DD: I’m hoping to set a mood and tell a story using words and the emotional aspect of that setting is determined by that music. I’m pretty conscious of the first line of the song to establish the context immediately because once you can set the scene and create that in the listener’s mind, it gives you a lateral freedom to be very specific with words. Like if I said, “pen,” it’s less evocative than if I said, “a chewed up Bic.” The more specific you can get with a little bit of contact first then you can get your message across. Like the first line in “Chelsea Hotel,” it’s a very specific construction scene with the insulation in the dumpster. The main thing is to get across the conceptual idea you’re going for.
P&W: So you want people to be enveloped in the story of the song and not just sing along with the lyrics?

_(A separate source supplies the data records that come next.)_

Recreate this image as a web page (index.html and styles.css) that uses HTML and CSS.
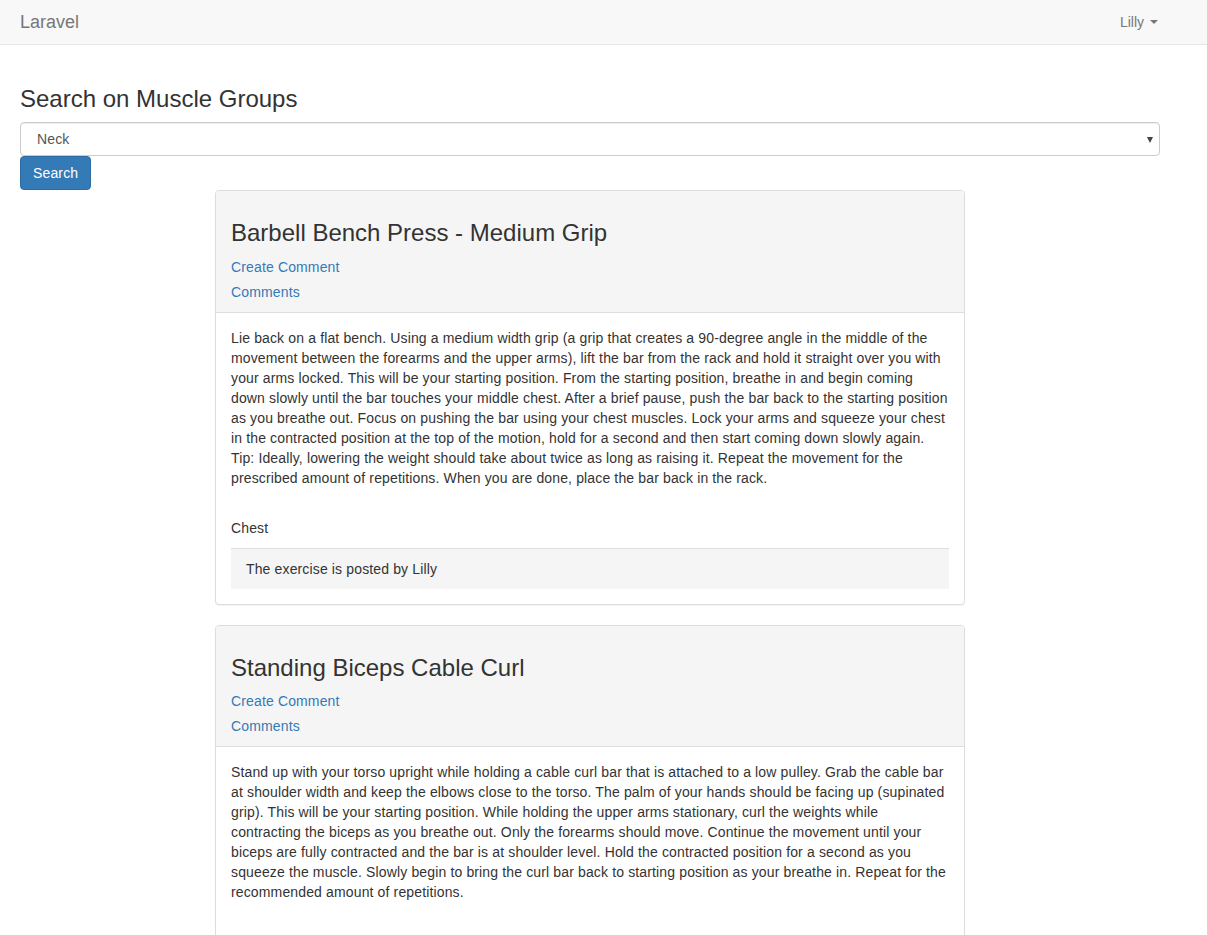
FILE: index.html
```html
<!DOCTYPE html>
<html lang="en">
<head>
<meta charset="utf-8">
<title>Laravel</title>
<link rel="stylesheet" href="styles.css">
</head>
<body>
<nav class="navbar">
  <a class="brand" href="#">Laravel</a>
  <a class="user" href="#">Lilly<span class="caret"></span></a>
</nav>
<main class="content">
  <h3 class="page-title">Search on Muscle Groups</h3>
  <form class="search-form">
    <div class="select-wrap">
      <select class="form-control">
        <option>Neck</option>
        <option>Chest</option>
        <option>Biceps</option>
      </select>
    </div>
    <button type="button" class="btn-primary">Search</button>
  </form>

  <div class="panel">
    <div class="panel-heading">
      <h3 class="panel-title">Barbell Bench Press - Medium Grip</h3>
      <div class="links">
        <a href="#">Create Comment</a>
        <a href="#">Comments</a>
      </div>
    </div>
    <div class="panel-body">
      <p class="desc">Lie back on a flat bench. Using a medium width grip (a grip that creates a 90-degree angle in the middle of the movement between the forearms and the upper arms), lift the bar from the rack and hold it straight over you with your arms locked. This will be your starting position. From the starting position, breathe in and begin coming down slowly until the bar touches your middle chest. After a brief pause, push the bar back to the starting position as you breathe out. Focus on pushing the bar using your chest muscles. Lock your arms and squeeze your chest in the contracted position at the top of the motion, hold for a second and then start coming down slowly again. Tip: Ideally, lowering the weight should take about twice as long as raising it. Repeat the movement for the prescribed amount of repetitions. When you are done, place the bar back in the rack.</p>
      <p class="group">Chest</p>
      <div class="panel-footer">The exercise is posted by Lilly</div>
    </div>
  </div>

  <div class="panel">
    <div class="panel-heading">
      <h3 class="panel-title">Standing Biceps Cable Curl</h3>
      <div class="links">
        <a href="#">Create Comment</a>
        <a href="#">Comments</a>
      </div>
    </div>
    <div class="panel-body">
      <p class="desc">Stand up with your torso upright while holding a cable curl bar that is attached to a low pulley. Grab the cable bar at shoulder width and keep the elbows close to the torso. The palm of your hands should be facing up (supinated grip). This will be your starting position. While holding the upper arms stationary, curl the weights while contracting the biceps as you breathe out. Only the forearms should move. Continue the movement until your biceps are fully contracted and the bar is at shoulder level. Hold the contracted position for a second as you squeeze the muscle. Slowly begin to bring the curl bar back to starting position as your breathe in. Repeat for the recommended amount of repetitions.</p>
      <p class="group">Biceps</p>
      <div class="panel-footer">The exercise is posted by Lilly</div>
    </div>
  </div>
</main>
</body>
</html>
```
FILE: styles.css
```css
html, body {
  margin: 0;
  padding: 0;
}
body {
  font-family: "Liberation Sans", Arial, Helvetica, sans-serif;
  font-size: 14px;
  line-height: 20px;
  letter-spacing: 0.14px;
  color: #333;
  background: #fff;
}
a {
  color: #337ab7;
  text-decoration: none;
}
.navbar {
  height: 44px;
  background: #f8f8f8;
  border-bottom: 1px solid #e7e7e7;
  display: flex;
  align-items: center;
  justify-content: space-between;
  padding: 0 49px 0 20px;
}
.brand {
  font-size: 18px;
  line-height: 20px;
  letter-spacing: 0;
  color: #777;
}
.user {
  display: flex;
  align-items: center;
  color: #777;
  font-size: 14px;
  letter-spacing: 0;
}
.caret {
  display: inline-block;
  width: 0;
  height: 0;
  margin-left: 6px;
  border-top: 4px solid #777;
  border-left: 4px solid transparent;
  border-right: 4px solid transparent;
}
.content {
  width: 1140px;
  padding: 21px 0 0 20px;
}
.page-title {
  font-size: 24px;
  font-weight: 500;
  line-height: 1.1;
  letter-spacing: 0;
  margin: 20px 0 10px;
  color: #333;
}
.search-form {
  display: flex;
  flex-direction: column;
  align-items: flex-start;
}
.select-wrap {
  position: relative;
  width: 100%;
}
.select-wrap::after {
  content: "";
  position: absolute;
  right: 7px;
  top: 15px;
  border-top: 6px solid #444;
  border-left: 3px solid transparent;
  border-right: 3px solid transparent;
}
.form-control {
  display: block;
  width: 100%;
  height: 34px;
  padding: 0 16px;
  font-family: inherit;
  font-size: 14px;
  letter-spacing: 0.14px;
  color: #555;
  background: #fff;
  border: 1px solid #ccc;
  border-radius: 4px;
  box-shadow: inset 0 1px 1px rgba(0,0,0,.075);
  -webkit-appearance: none;
  appearance: none;
  outline: none;
}
.btn-primary {
  height: 34px;
  padding: 6px 12px;
  font-family: inherit;
  font-size: 14px;
  line-height: 20px;
  letter-spacing: 0.14px;
  color: #fff;
  background: #337ab7;
  border: 1px solid #2e6da4;
  border-radius: 4px;
  cursor: pointer;
}
.panel {
  width: 748px;
  margin: 0 auto 20px;
  background: #fff;
  border: 1px solid #ddd;
  border-radius: 4px;
  box-shadow: 0 1px 1px rgba(0,0,0,.05);
}
.panel-heading {
  padding: 10px 15px;
  background: #f5f5f5;
  border-bottom: 1px solid #ddd;
  border-radius: 3px 3px 0 0;
}
.panel-title {
  font-size: 24px;
  font-weight: 500;
  line-height: 1.1;
  letter-spacing: 0;
  margin: 19px 0 10px;
  color: #333;
}
.links {
  display: flex;
  flex-direction: column;
  align-items: flex-start;
  gap: 5px;
}
.panel-body {
  padding: 15px;
}
.desc {
  margin: 0 0 30px;
}
.group {
  margin: 0 0 10px;
}
.panel-footer {
  padding: 10px 15px;
  background: #f5f5f5;
  border-top: 1px solid #ddd;
}
```
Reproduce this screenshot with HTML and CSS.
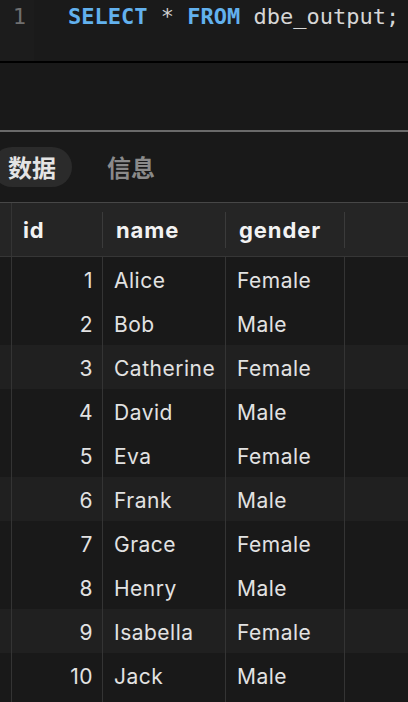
FILE: index.html
```html
<!DOCTYPE html>
<html lang="zh">
<head>
<meta charset="utf-8">
<link rel="stylesheet" href="styles.css">
</head>
<body>
<div class="editor">
  <div class="gutter">1</div>
  <div class="code"><span class="kw">SELECT</span> <span class="op">*</span> <span class="kw">FROM</span> dbe_output;</div>
</div>
<div class="spacer"></div>
<div class="tabs">
  <div class="tab active">数据</div>
  <div class="tab">信息</div>
</div>
<div class="grid">
  <div class="row head">
    <div class="lead"></div>
    <div class="cell">id</div>
    <div class="cell">name</div>
    <div class="cell">gender</div>
    <div class="cell"></div>
  </div>
  <div class="row"><div class="lead"></div><div class="cell num">1</div><div class="cell">Alice</div><div class="cell">Female</div><div class="cell"></div></div>
  <div class="row"><div class="lead"></div><div class="cell num">2</div><div class="cell">Bob</div><div class="cell">Male</div><div class="cell"></div></div>
  <div class="row alt"><div class="lead"></div><div class="cell num">3</div><div class="cell">Catherine</div><div class="cell">Female</div><div class="cell"></div></div>
  <div class="row"><div class="lead"></div><div class="cell num">4</div><div class="cell">David</div><div class="cell">Male</div><div class="cell"></div></div>
  <div class="row"><div class="lead"></div><div class="cell num">5</div><div class="cell">Eva</div><div class="cell">Female</div><div class="cell"></div></div>
  <div class="row alt"><div class="lead"></div><div class="cell num">6</div><div class="cell">Frank</div><div class="cell">Male</div><div class="cell"></div></div>
  <div class="row"><div class="lead"></div><div class="cell num">7</div><div class="cell">Grace</div><div class="cell">Female</div><div class="cell"></div></div>
  <div class="row"><div class="lead"></div><div class="cell num">8</div><div class="cell">Henry</div><div class="cell">Male</div><div class="cell"></div></div>
  <div class="row alt"><div class="lead"></div><div class="cell num">9</div><div class="cell">Isabella</div><div class="cell">Female</div><div class="cell"></div></div>
  <div class="row"><div class="lead"></div><div class="cell num">10</div><div class="cell">Jack</div><div class="cell">Male</div><div class="cell"></div></div>
  <div class="row"><div class="lead"></div><div class="cell num"></div><div class="cell"></div><div class="cell"></div><div class="cell"></div></div>
</div>
</body>
</html>
```
FILE: styles.css
```css
html, body {
  margin: 0;
  padding: 0;
  background: #191919;
  width: 408px;
  height: 702px;
  overflow: hidden;
}
body {
  font-family: Inter, "Noto Sans CJK SC", sans-serif;
  color: #e2e2e2;
}
.editor {
  display: flex;
  height: 61px;
  background: #1a1a1a;
  border-bottom: 2px solid #000;
}
.gutter {
  width: 34px;
  background: #1c1c1c;
  font-family: "DejaVu Sans Mono", monospace;
  font-size: 22px;
  line-height: 34px;
  color: #6f6f6f;
  text-align: right;
  padding-right: 8px;
  box-sizing: border-box;
}
.code {
  padding-left: 34px;
  font-family: "DejaVu Sans Mono", monospace;
  font-size: 22px;
  line-height: 34px;
  color: #d6d6d6;
  white-space: pre;
}
.kw {
  color: #62b1ee;
  font-weight: bold;
}
.op {
  color: #cfcfcf;
}
.spacer {
  height: 67px;
  border-bottom: 2px solid #6a6a6a;
}
.tabs {
  display: flex;
  align-items: center;
  gap: 19px;
  height: 70px;
  margin-left: -8px;
}
.tab {
  height: 40px;
  line-height: 40px;
  padding: 0 16px;
  border-radius: 20px;
  font-family: "Noto Sans CJK SC", sans-serif;
  font-size: 24px;
  font-weight: 700;
  color: #8a8a8a;
}
.tab.active {
  background: #2b2b2b;
  color: #e4e4e4;
}
.grid {
  border-top: 1px solid #474747;
}
.row {
  display: grid;
  grid-template-columns: 11px 91px 123px 119px 1fr;
  height: 44px;
  overflow: hidden;
}
.row.alt {
  background: #202020;
}
.cell {
  border-left: 1px solid #343434;
  padding-left: 11px;
  font-size: 21px;
  letter-spacing: 0.5px;
  line-height: 47px;
  white-space: nowrap;
  overflow: hidden;
}
.cell.num {
  text-align: right;
  padding-left: 0;
  padding-right: 9px;
}
.row.head {
  height: 53px;
  background: #252525;
  border-bottom: 1px solid #363636;
}
.row.head .cell {
  line-height: 55px;
  font-weight: 700;
  font-size: 22px;
  letter-spacing: 0.9px;
  color: #f2f2f2;
  padding-left: 14px;
  border-left: none;
  background: linear-gradient(#3b3b3b, #3b3b3b) left center / 1px 36px no-repeat;
}
.row.head .cell:nth-child(2) {
  padding-left: 12px;
  background: linear-gradient(#343434, #343434) left top / 1px 100% no-repeat;
}
```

DD: Yeah, because the chorus is usually the hook and the part that encapsulates what the emotion is, but in order for people to get on board with that, they have to hear the emotion in the verse and you can capture them that way.
P&W: You have a song, “Bad Day” where the lyrics are a bit mean-spirited but the music is up beat and very pop-like. Who did you write that for and why did you choose such a pleasant tune to accompany such a harsh message?
DD: There were a couple of inspirations for this song. My mom was complaining about this guy from her neighborhood who would put bags of dog poop in her trashcan while he was on his walks and my mom, who lives in Chapel Hill, NC, had a confrontation with him. The song was just about those little things that can ruin your day. I also had a coworker who I didn’t get along with and when we would send someone down to the store to get everybody something during the shift, he would always skip me. It’s such a small thing, but it can really turn you against someone. The song is kind of my style, to do that, like the German thing—enjoying someone else’s suffering—and I liked the mood of that song even though I don’t want people to suffer terribly. You know people have felt like that and it’s about getting people to relate because we have all felt like that.
P&W: Do you think “pop” is a dirty word? Would you classify yourself in that genre?
DD: A pop song has to be about emotion at its core; it can’t be just about an idea. I tried to write pop songs about ideas before, like existentialism, but I don’t think people connected with it. I don’t think they felt anything when they heard it. I’m trying to work within the framework that people like Miley Cyrus or Katy Perry have created. Trying to work within that three and a half minute pop template. You can’t write a song just about an idea unless your someone like Joni Mitchell, which I’m not. I’m an indie artist who writes pop songs.
P&W: Which lyric have you penned that best defines what Darwin Deez is all about?
DD: I would have to say from the song, “Good to Lose,” the lyric is, “With a career track to the fridge and back, I can my slide my feet on a dryer sheet.”
P&W: And what does that lyric mean to you?
DD: It’s just an expression of mood that has thematic elements and a setting that you can picture. It sums up that whole song that it’s cool to do nothing and be a loser. There’s a feeling of crappiness that goes along with this feeling of nothingness. But like there’s a gloriousness inside of this feeling of I’m doing nothing with my life; a celebration of being happy about nothingness. There’s a glory inside of the shame.